What a gift to have had such a warm and relatively dry fall season. Emphasis on using the outdoors for health and safety reasons dictated more time outside, and it was lovely. Our school was already well set up for outdoor learning. We used our gardens and backwoods for instruction even in non-Covid years. Children learn from being in the natural world. It is calming, stimulating, and inspiring. A walk through the spacious grounds around school would demonstrate this on any given day. Students are enjoying meals on personal picnic blankets and playing the normal recess games, and in addition, some classes are building in the outdoor makerspace, clipping herbs from the garden or putting the garden to rest by reusing old plants in carefully created compost bins. Some students may be hiking to the backwoods with journals or sketchbooks, learning a new dance or rules to a new game on the school turf, while others are practicing on the recorder in a safely distanced music class. All happy, all experiencing the glory of outdoor classrooms in a time of much upheaval for so many. 
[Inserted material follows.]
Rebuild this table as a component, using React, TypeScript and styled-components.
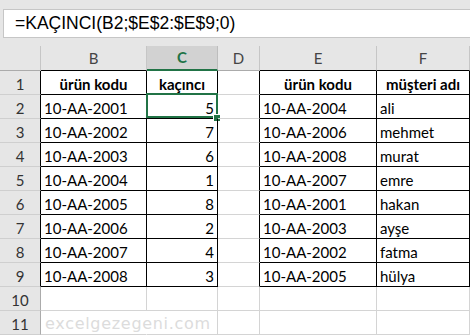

The benefits of time, space and outside play- Washington Post article

We knew from the first day the power of human connection as it related to opening for a new school year. Our normal conditions of Responsive Classroom morning and afternoon meetings would be kept in the schedule and great emphasis would be placed on making sure our virtual students participated in this very valuable part of the day. Each week we would engage in an all lower school Morning Meeting to make sure the connection expanded beyond the classroom. It is a hallmark of our school- genuine community experiences. Even if cross-division would be hard to achieve this year, our lower school division would seek out these community “memory makers”. Halloween was a pinnacle for us as we not only were able to bring some of our involved parents on to campus, but we were able to create an all-school parade, trunk-or-treat event and spooky woods walk, all with Covid restrictions and protocols intact. 
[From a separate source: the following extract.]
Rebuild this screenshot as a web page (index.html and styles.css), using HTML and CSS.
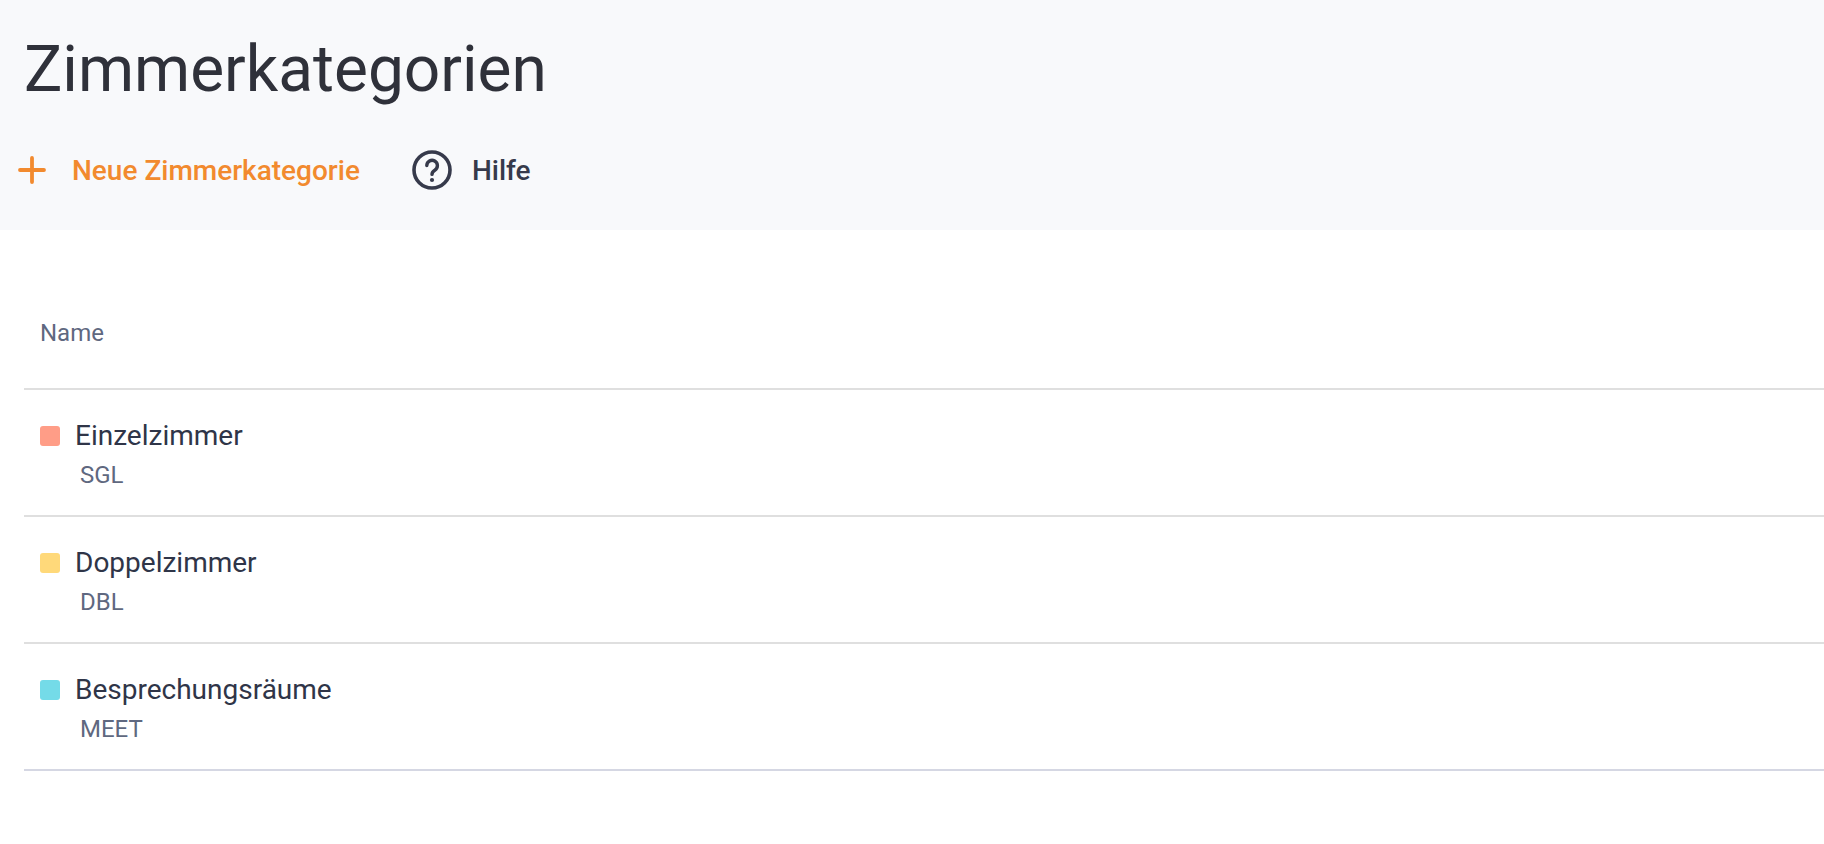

Perhaps most meaningful in our planning and construction of a school year that could succeed despite a raging pandemic was our consideration of the “small moments”. We opened most days with bubble machines at the entrance to remind the girls that school can be joyful and playful. These are children living in a complex world. Their smiles and giggles were reminders of the need to keep small moments coming. We ended each week all fall with popsicles. Because- popsicles! It was a promise I made on a ZOOM call last spring, and it has been a welcome reward. A recent diversion from the daily academic activity was a challenge for the girls to create a Marshmallow Dispenser that would be Covid-safe. Maybe popsicles would have to transition to hot chocolate in the colder weather. The challenge to allow for marshmallows to decorate the warm Friday treats was taken on by almost every student. Two winners later, the girls were distracted from the levity of the moment and now anticipate winter treats in community with each other. 

Just what we need to keep going into the unknown the remainder of this school year- small moments together that keep us connected, safe, comfortably outdoors, and well.